I have got to read The Lewis Man, which is next up in this series.

The Story

It’s do or die time. No more time off for mourning, and DCI Black and HOLMES is sending Fin home. Home to investigate a murder that is similar to that of John Sievewright, the one Fin was in charge of in Edinburgh.

It’s an old home week Fin has been avoiding for the past eighteen years, for there’s too much at home he’s been wanting to blot from his memory. A girl, a woman now, he’d been in love with. Who’d been in love with him. Friends who’ve suffered great losses, partly due to him. His own great losses.

The Characters

Detective Fionnlagh “Fin” McLeod is a policeman, a career chosen after he screwed up university. He’s finally working to make up for this by studying at the Open University. He’s married to Mona, and they’ve just lost their eight-year-old son, Robbie. And his dreams are back. His parents, John and Helen, died when he was 8, and his aunt, Iseabal Marr, raised him. Morag was a second cousin and very efficient.

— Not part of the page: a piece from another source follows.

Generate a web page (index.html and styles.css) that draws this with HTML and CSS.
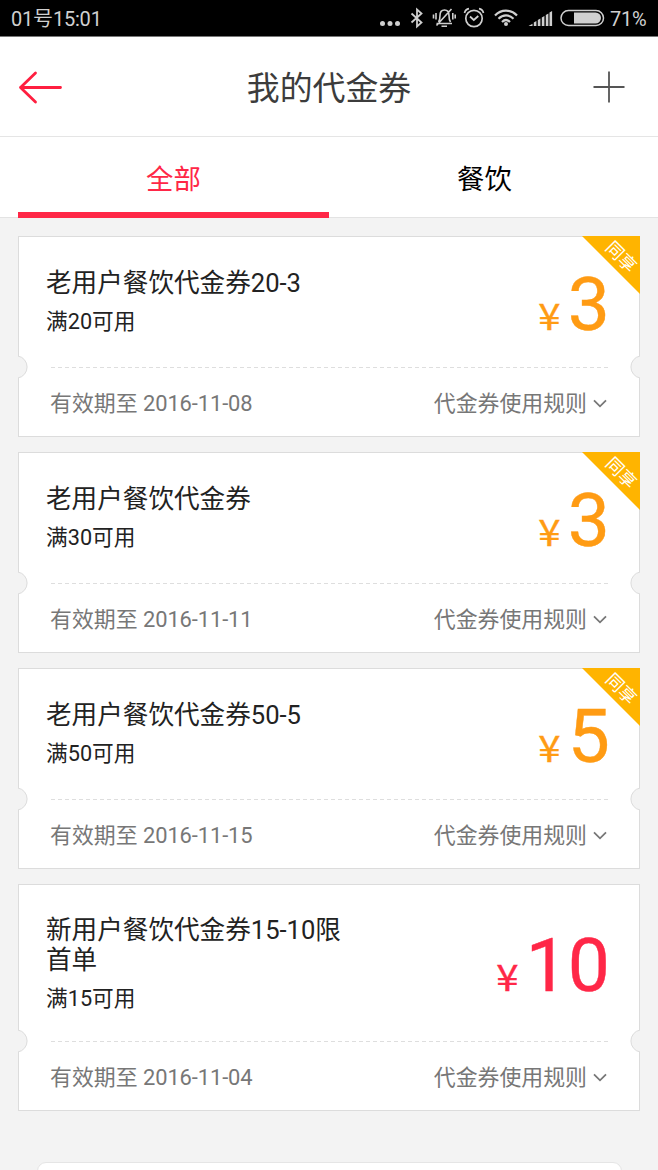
FILE: index.html
```html
<!DOCTYPE html>
<html lang="zh-CN">
<head>
<meta charset="utf-8">
<title>我的代金券</title>
<link rel="stylesheet" href="styles.css">
</head>
<body>
<div class="status">
  <span class="clock">01号15:01</span>
  <svg class="status-icons" width="226" height="36" viewBox="0 0 226 36" fill="none" stroke="#cfcfcf" stroke-width="1.5">
    <g fill="#cfcfcf" stroke="none"><circle cx="3.500" cy="23.500" r="2.500"/><circle cx="11" cy="23.500" r="2.500"/><circle cx="18.500" cy="23.500" r="2.500"/></g>
    <path d="M32.500 13.500l10 9-4.500 4V9.500l4.500 4-10 9" stroke-width="1.800"/>
    <path d="M57.500 23.500h15.500M59.500 22c1.500-2 1.500-4 1.500-6.500C61 12 62.500 10 65.500 10s4.500 2 4.500 5.500c0 2.500 0 4.500 1.500 6.500M62.500 26.300h5.500M72.500 9L57.500 25.500M57 13v6.500M54.500 14.500v4M73.800 13v6.500M76.200 14.500v4" stroke-width="1.600"/>
    <circle cx="95" cy="18.500" r="8.200" stroke-width="1.700"/><path d="M91 16.500l3.800 3.500 4.500-4M85.500 13c.5-2 2.500-4 4.500-4.300M104.500 13c-.5-2-2.500-4-4.500-4.300" stroke-width="1.700"/>
    <path d="M116 15.500c6-6.500 16-6.500 22 0M119.500 18.800c4.500-4.500 10.500-4.500 15 0M123 22c2.500-2.500 5.500-2.500 8 0" stroke-width="2.200"/><circle cx="127" cy="24" r="2" fill="#cfcfcf" stroke="none"/>
    <path d="M149.500 26l4-2.200V26zM154.800 26v-3.500l2.600-1.500V26zM158.800 26v-6l2.600-1.500V26zM162.800 26v-8.500l2.600-1.500V26zM166.800 26V15l2.600-1.500V26zM170.500 26V12.500l2.600-1.500v15z" fill="#cfcfcf" stroke="none"/>
    <rect x="182" y="10.500" width="42.500" height="15" rx="7.500"/><path d="M195 12.500h21.500a5.500 5.500 0 0 1 0 11h-21.500z" fill="#d0d0d0" stroke="none"/>
  </svg>
  <span class="percent">71%</span>
</div>
<header class="header">
  <svg class="back" width="44" height="34" viewBox="0 0 44 34" fill="none" stroke="#ff1f40" stroke-width="2.800" stroke-linecap="round" stroke-linejoin="round"><path d="M17.500 3L2.500 17.500l15 14.500M2.500 17.500h40"/></svg>
  <h1 class="heading">我的代金券</h1>
  <svg class="plus" width="32" height="32" viewBox="0 0 32 32" stroke="#555" stroke-width="1.800"><path d="M16 .5v31M.5 16h31"/></svg>
</header>
<nav class="tabs"><div class="tab tab-active">全部</div><div class="tab">餐饮</div></nav>
<main class="list">
  <section class="card">
    <div class="card-main"><div class="info"><h2 class="name">老用户餐饮代金券20-3</h2><p class="limit">满20可用</p></div><div class="price"><span class="yen">¥</span>3</div></div>
    <div class="divider"></div>
    <div class="card-foot"><span>有效期至 <span class="date">2016-11-08</span></span><span class="rules">代金券使用规则<svg class="chevron" width="14" height="9" viewBox="0 0 14 9"><path d="M1 1.300l6 6 6-6"/></svg></span></div>
    <svg class="notch notch-left" width="11" height="25" viewBox="0 0 11 25"><path d="M0 1A11.200 11.200 0 0 1 0 23"/></svg>
    <svg class="notch notch-right" width="11" height="25" viewBox="0 0 11 25"><path d="M0 1A11.200 11.200 0 0 1 0 23"/></svg>
    <div class="ribbon"><span class="ribbon-text">同享</span></div>
  </section>
  <section class="card">
    <div class="card-main"><div class="info"><h2 class="name">老用户餐饮代金券</h2><p class="limit">满30可用</p></div><div class="price"><span class="yen">¥</span>3</div></div>
    <div class="divider"></div>
    <div class="card-foot"><span>有效期至 <span class="date">2016-11-11</span></span><span class="rules">代金券使用规则<svg class="chevron" width="14" height="9" viewBox="0 0 14 9"><path d="M1 1.300l6 6 6-6"/></svg></span></div>
    <svg class="notch notch-left" width="11" height="25" viewBox="0 0 11 25"><path d="M0 1A11.200 11.200 0 0 1 0 23"/></svg>
    <svg class="notch notch-right" width="11" height="25" viewBox="0 0 11 25"><path d="M0 1A11.200 11.200 0 0 1 0 23"/></svg>
    <div class="ribbon"><span class="ribbon-text">同享</span></div>
  </section>
  <section class="card">
    <div class="card-main"><div class="info"><h2 class="name">老用户餐饮代金券50-5</h2><p class="limit">满50可用</p></div><div class="price"><span class="yen">¥</span>5</div></div>
    <div class="divider"></div>
    <div class="card-foot"><span>有效期至 <span class="date">2016-11-15</span></span><span class="rules">代金券使用规则<svg class="chevron" width="14" height="9" viewBox="0 0 14 9"><path d="M1 1.300l6 6 6-6"/></svg></span></div>
    <svg class="notch notch-left" width="11" height="25" viewBox="0 0 11 25"><path d="M0 1A11.200 11.200 0 0 1 0 23"/></svg>
    <svg class="notch notch-right" width="11" height="25" viewBox="0 0 11 25"><path d="M0 1A11.200 11.200 0 0 1 0 23"/></svg>
    <div class="ribbon"><span class="ribbon-text">同享</span></div>
  </section>
  <section class="card card-tall">
    <div class="card-main"><div class="info"><h2 class="name">新用户餐饮代金券15-10限首单</h2><p class="limit">满15可用</p></div><div class="price price-red"><span class="yen">¥</span>10</div></div>
    <div class="divider"></div>
    <div class="card-foot"><span>有效期至 <span class="date">2016-11-04</span></span><span class="rules">代金券使用规则<svg class="chevron" width="14" height="9" viewBox="0 0 14 9"><path d="M1 1.300l6 6 6-6"/></svg></span></div>
    <svg class="notch notch-left" width="11" height="25" viewBox="0 0 11 25"><path d="M0 1A11.200 11.200 0 0 1 0 23"/></svg>
    <svg class="notch notch-right" width="11" height="25" viewBox="0 0 11 25"><path d="M0 1A11.200 11.200 0 0 1 0 23"/></svg>
  </section>
  <div class="more"></div>
</main>
</body>
</html>
```
FILE: styles.css
```css
* { box-sizing: border-box; margin: 0; padding: 0; }
body {
  width: 658px;
  height: 1170px;
  overflow: hidden;
  display: flex;
  flex-direction: column;
  background: #f3f3f3;
  font-family: Roboto, "Noto Sans CJK SC", sans-serif;
  color: #222;
}
svg { display: block; flex: none; }
h1, h2 { font-weight: 400; }
.status {
  height: 37px;
  flex: none;
  display: flex;
  align-items: center;
  padding: 0 0 0 11px;
  background: #000;
  border-bottom: 1px solid #777;
  color: #d0d0d0;
  font-size: 20px;
  line-height: 36px;
  white-space: nowrap;
}
.clock { width: 368px; letter-spacing: -0.2px; padding-top: 1px; }
.percent { padding: 1px 0 0 5px; letter-spacing: -0.3px; }
.header {
  height: 100px;
  flex: none;
  display: flex;
  justify-content: space-between;
  align-items: center;
  padding: 0 33px 0 18px;
  background: #fff;
  border-bottom: 1px solid #e5e5e5;
}
.heading { font-size: 32.9px; line-height: 48px; color: #3c3c3c; padding: 4px 0 0 3px; }
.tabs {
  height: 81px;
  flex: none;
  display: grid;
  grid-template-columns: 311px 311px;
  padding: 0 18px;
  background: #fff;
  border-bottom: 1px solid #e3e3e3;
}
.tab { height: 80px; text-align: center; font-size: 27.4px; line-height: 86px; color: #000; }
.tab-active { height: 81px; color: #ff2747; border-bottom: 6px solid #ff2747; }
.list {
  flex: 1;
  display: flex;
  flex-direction: column;
  gap: 15px;
  padding: 18px 18px 0;
}
.card {
  position: relative;
  flex: none;
  height: 201px;
  display: flex;
  flex-direction: column;
  background: #fff;
  border: 1px solid #dcdcdc;
}
.card-tall { height: 227px; }
.card-main {
  flex: 1;
  display: flex;
  justify-content: space-between;
  align-items: center;
  padding: 0 29px 0 27px;
}
.info { width: 310px; align-self: flex-start; padding-top: 31px; }
.card-tall .info { padding-top: 30px; }
.name { font-size: 25.6px; line-height: 30px; color: #222; }
.limit { margin-top: 8px; font-size: 21.7px; line-height: 32px; color: #222; }
.price {
  display: flex;
  align-items: baseline;
  font-size: 75px;
  line-height: 88px;
  color: #ff9b13;
  padding-top: 4px;
  -webkit-text-stroke: 0.4px currentColor;
}
.price-red { color: #ff2747; padding-top: 3px; }
.yen {
  width: 37px;
  text-align: center;
  font-family: "Noto Sans CJK SC", sans-serif;
  font-size: 36.5px;
  line-height: 40px;
  transform: scaleX(1.1);
}
.divider {
  height: 1px;
  margin: 0 31px 0 32px;
  background: repeating-linear-gradient(90deg, #dedede 0 4px, #fff 4px 7px);
}
.card-foot {
  height: 68px;
  display: flex;
  justify-content: space-between;
  align-items: center;
  padding: 4px 32px 0 31px;
  font-size: 21.9px;
  line-height: 32px;
  color: #777;
}
.date { letter-spacing: -0.1px; }
.rules { display: flex; align-items: center; gap: 6px; }
.chevron { fill: none; stroke: #777; stroke-width: 1.8; margin-bottom: 2px; }
.notch { position: absolute; bottom: 56px; fill: #f3f3f3; stroke: #dcdcdc; }
.notch-left { left: -1px; }
.notch-right { right: -1px; transform: scaleX(-1); }
.ribbon {
  position: absolute;
  top: -1px;
  right: -1px;
  width: 58px;
  height: 58px;
  background: #ffb400;
  clip-path: polygon(0 0, 100% 0, 100% 100%);
}
.ribbon-text {
  position: absolute;
  left: 18.5px;
  top: 8.5px;
  width: 40px;
  text-align: center;
  font-size: 17.5px;
  line-height: 24px;
  color: #fff;
  transform: rotate(45deg);
}
.more {
  height: 60px;
  margin: 36px 18px 0 19px;
  background: #fff;
  border: 1px solid #e5e5e5;
  border-radius: 9px;
}
```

Detective Chief Inspector (DCI) Black is his boss in Edinburgh with an ultimatum.

Crobost
Crobost is where Fin grew up, a tiny village up in the Isle of Lewis. DS George Gunn will be Fin’s “partner” in today’s Crobost as they investigate Angel’s murder. DCI Tom Smith is the man in charge and very unhappy that he’s been saddled with Finn. Professor Angus Wilson is the pathologist who did the post mortem on the murder victim in Edinburgh. He’s an abrasive old coot. But at least he’s a positive character, unlike Smith.

Artair Macinnes was Fin’s best friend and neighbor, although their parents were never really friends. Too much of a class difference. His mother was a nonentity while his father was alive; now she makes herself the center of his life, his “imprisonment” on the island. Marsaili “Marjorie” Morrison spent her childhood on Mealanais Farm and has an English mother. She gives Fin the name he’ll live by. She has a son, Fionnlagh.

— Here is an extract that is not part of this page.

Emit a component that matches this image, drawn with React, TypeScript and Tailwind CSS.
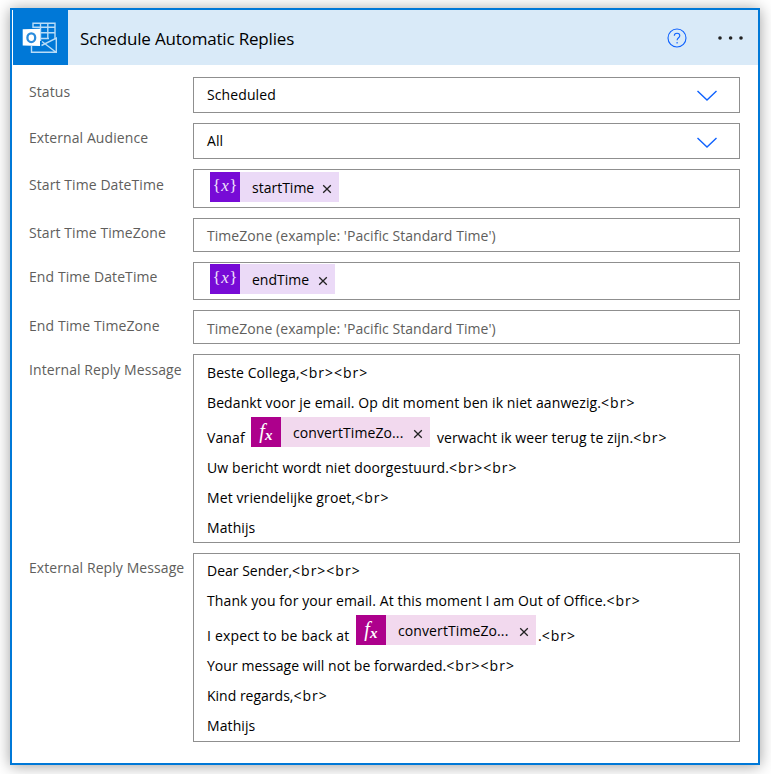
import type { ReactNode } from "react";

function OutlookIcon() {
  return (
    <svg width="55" height="55" viewBox="0 0 55 55" fill="none">
      <g stroke="#b9dcf7" strokeWidth="1.4">
        <path d="M20 18V13.3H42V29" />
        <path d="M20 17.3H42M20 22.8H42M20 28.5H36M27.5 13V31M34.8 13V29" />
        <path d="M18.5 36V42.3H43.3V28.2L28.5 35.5M29 31.5L43 42.3" />
      </g>
      <path d="M9.7 19.3L27 18.8V36L9.7 35.5Z" fill="#fff" />
      <ellipse cx="18.3" cy="27.7" rx="3.9" ry="4.4" stroke="#2b8cdd" strokeWidth="2.3" />
    </svg>
  );
}

function Chevron({ className }: { className: string }) {
  return (
    <svg className={`mr-[21px] shrink-0 ${className}`} width="22" height="12" viewBox="0 0 22 12" fill="none">
      <path d="M1.5 1L11 10L20.5 1" stroke="#0f62fe" strokeWidth="1.4" />
    </svg>
  );
}

function Row({ label, labelClass = "", children }: { label: string; labelClass?: string; children: ReactNode }) {
  return (
    <div className="flex">
      <div className="w-[164px] shrink-0 whitespace-nowrap text-[14px] leading-[30px] tracking-[0.08px] text-[#605e5c]">
        <div className={labelClass}>{label}</div>
      </div>
      <div className="w-[547px]">{children}</div>
    </div>
  );
}

function Token({ kind, className, children }: { kind: "var" | "fx"; className: string; children: ReactNode }) {
  const isVar = kind === "var";
  return (
    <span className={`flex h-[30px] shrink-0 items-center ${isVar ? "bg-[#ebdaf7]" : "bg-[#f2d9ee]"} ${className}`}>
      <span
        className={`flex h-[30px] w-[30px] shrink-0 items-center justify-center font-['Liberation_Serif',serif] text-white ${isVar ? "bg-[#770bd6]" : "bg-[#ad008c]"}`}
      >
        {isVar ? (
          <span className="-mt-[3px] text-[17px] leading-none text-[#f0e2fb]">
            {"{"}
            <i className="px-[0.5px]">x</i>
            {"}"}
          </span>
        ) : (
          <i className="-mt-[3px] text-[20px] leading-none">
            f<span className="relative top-[2px] text-[15px] font-bold">x</span>
          </i>
        )}
      </span>
      <span className="ml-3 flex-1">{children}</span>
      <svg className="mr-[7px] mt-[3px]" width="10" height="10" viewBox="0 0 10 10">
        <path d="M1.2 1.2L8.8 8.8M8.8 1.2L1.2 8.8" stroke="#222" strokeWidth="1.3" />
      </svg>
    </span>
  );
}

function Br({ count = 1 }: { count?: number }) {
  return <span className="tracking-[1px]">{"<br>".repeat(count)}</span>;
}

function Line({ children }: { children: ReactNode }) {
  return <div className="h-[30px] leading-[30px]">{children}</div>;
}

const box = "border border-[#8f8f8f] bg-white text-[14px] whitespace-nowrap";

export default function App() {
  return (
    <div className="h-[774px] w-[771px] overflow-hidden bg-white pl-[10px] pt-2 font-['Open_Sans','Noto_Sans',sans-serif] text-black">
      <div className="h-[757px] w-[750px] border-2 border-[#0078d7] bg-white shadow-[0_1px_14px_rgba(0,0,0,0.38)]">
        <header className="ml-px flex h-[55px] items-center bg-[#d9eaf8]">
          <div className="h-[55px] w-[55px] bg-[#0078d7]">
            <OutlookIcon />
          </div>
          <h1 className="ml-3 mt-[2px] flex-1 text-[17px] leading-6 tracking-[-0.18px]">Schedule Automatic Replies</h1>
          <svg width="20" height="20" viewBox="0 0 20 20" fill="none" stroke="#0f62fe">
            <circle cx="10" cy="10" r="9" strokeWidth="1.1" />
            <path d="M7.3 7.8C7.3 4.3 12.8 4.4 12.8 7.7C12.8 9.8 10.1 9.8 10.1 12.3M10.1 14V15.4" strokeWidth="1.1" />
          </svg>
          <svg className="ml-[30px] mr-[13px]" width="28" height="6" viewBox="0 0 28 6" fill="#222">
            <circle cx="3" cy="3" r="1.8" />
            <circle cx="13.6" cy="3" r="1.8" />
            <circle cx="24" cy="3" r="1.8" />
          </svg>
        </header>
        <main className="flex flex-col gap-[10px] pl-[17px] pt-3">
          <Row label="Status">
            <div className={`${box} flex h-9 items-center justify-between pl-[13px]`}>
              <span className="mb-[2px] tracking-[0.1px]">Scheduled</span>
              <Chevron className="mt-[2px]" />
            </div>
          </Row>
          <Row label="External Audience">
            <div className={`${box} flex h-9 items-center justify-between pl-[13px]`}>
              <span className="mb-[2px] tracking-[0.1px]">All</span>
              <Chevron className="mt-[4px]" />
            </div>
          </Row>
          <Row label="Start Time DateTime" labelClass="pt-px">
            <div className={`${box} flex h-[39px] pl-4 pt-[2px]`}>
              <Token kind="var" className="w-[129px]">startTime</Token>
            </div>
          </Row>
          <Row label="Start Time TimeZone">
            <div className={`${box} flex h-[34px] items-center pl-[13px] tracking-[0.05px] text-[#605e5c]`}>
              TimeZone (example: 'Pacific Standard Time')
            </div>
          </Row>
          <Row label="End Time DateTime">
            <div className={`${box} flex h-[38px] pl-4 pt-px`}>
              <Token kind="var" className="w-[125px]">endTime</Token>
            </div>
          </Row>
          <Row label="End Time TimeZone" labelClass="pt-px">
            <div className={`${box} flex h-[34px] items-center pl-[13px] pt-[2px] tracking-[0.05px] text-[#605e5c]`}>
              TimeZone (example: 'Pacific Standard Time')
            </div>
          </Row>
          <Row label="Internal Reply Message" labelClass="pt-px">
            <div className={`${box} h-[189px] pl-[13px] pt-[3px] tracking-[0.1px]`}>
              <Line>Beste Collega,<Br count={2} /></Line>
              <Line>Bedankt voor je email. Op dit moment ben ik niet aanwezig.<Br /></Line>
              <div className="flex h-[35px]">
                <span className="mt-[5px] w-[44px] leading-[30px]">Vanaf</span>
                <Token kind="fx" className="-mt-px w-[179px]">convertTimeZo...</Token>
                <span className="ml-[7px] mt-[5px] leading-[30px] tracking-[0.06px]">verwacht ik weer terug te zijn.<Br /></span>
              </div>
              <Line>Uw bericht wordt niet doorgestuurd.<Br count={2} /></Line>
              <Line>Met vriendelijke groet,<Br /></Line>
              <Line>Mathijs</Line>
            </div>
          </Row>
          <Row label="External Reply Message">
            <div className={`${box} h-[189px] pl-[13px] pt-[2px] tracking-[0.1px]`}>
              <Line><span className="tracking-normal">Dear Sender,</span><Br count={2} /></Line>
              <Line>Thank you for your email. At this moment I am Out of Office.<Br /></Line>
              <div className="flex h-[35px]">
                <span className="mt-[5px] w-[149px] leading-[30px] tracking-[0.18px]">I expect to be back at</span>
                <Token kind="fx" className="-mt-px w-[180px]">convertTimeZo...</Token>
                <span className="ml-[2px] mt-[5px] leading-[30px]">.<Br /></span>
              </div>
              <Line><span className="tracking-[0.04px]">Your message will not be forwarded.</span><Br count={2} /></Line>
              <Line><span className="tracking-normal">Kind regards,</span><Br /></Line>
              <Line>Mathijs</Line>
            </div>
          </Row>
        </main>
      </div>
    </div>
  );
}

Donald Murray was the wild minister’s son who stood against bullies and for what he believed in. Now he’s the Reverend Donald Murray with a wife, Catriona Macfarlane, and sixteen-year-old daughter, Donna. His dad was the Reverend Coinneach Murray of the Crobost Free Church.

Angus “Angel” Macritchie was at school with Fin and a bully to all; his younger brother Murdo Macritchie, a.k.a., Murdo Ruadh, was just as bad.

Other classmates include Iain, Seonaidh, and the easily bullied Calum Macdonald, who has his own very sad tale of life. He’s a big man in very many ways once he’s an adult. Maid Anna is the tease who caused Calum to lose his commonsense. Irene Davis is an example of how much Fin forgot. Anita was Marsaili’s last straw.

Gigs MacAulay is the leader of the An Sgeir hunt. Other members then include Donnie, Pluto, Malcolm, Seumas, Angel, Mr. Macinnes — Fin and Artair went on their first trip that momentous time eighteen years ago — and now, Asterix. Padraig MacBean is the captain of the Purple Isle that takes the team out to An Sgeir; Duncan, his younger brother, is his first mate; and, Archie is the other member of the crew.

Eachan Stewart is a hippie-ish potter who is a witness for Angus, twice. Uilleam and Ceit discover the body. Mrs. Mackay was Fin and Artair’s first teacher; she insisted on an English-only class. Language and names. Chris Adams is an animal rights campaigner with Allies for Animals who caught Angus’ eye. That comment Fin makes to him about fish versus guga cracked me up.

Suainaval Lodge is owned by Sir John Woolridge, and he charges fishing parties for the right to fish for salmon. Big Kenny is caretaker when he’s not running his sheep. James Minto is the ex-SAS who prevents poaching.

Blackhouses were the original homes of dry-stone walls and thatched roofs while the whitehouses replaced the blackhouses and were made of stone or concrete block with tin, slate, or tarred felt roofs. Guga is “a Gaelic word for a young gannet.

The Cover and Title

The cover is a lonely blackhouse in the middle of nowhere, a lone tree bent from the wind with a stormy sea of clouds overhead.

The title is the shelter the men use when they head out to hunt the guga, The Blackhouse, where so much is revealed.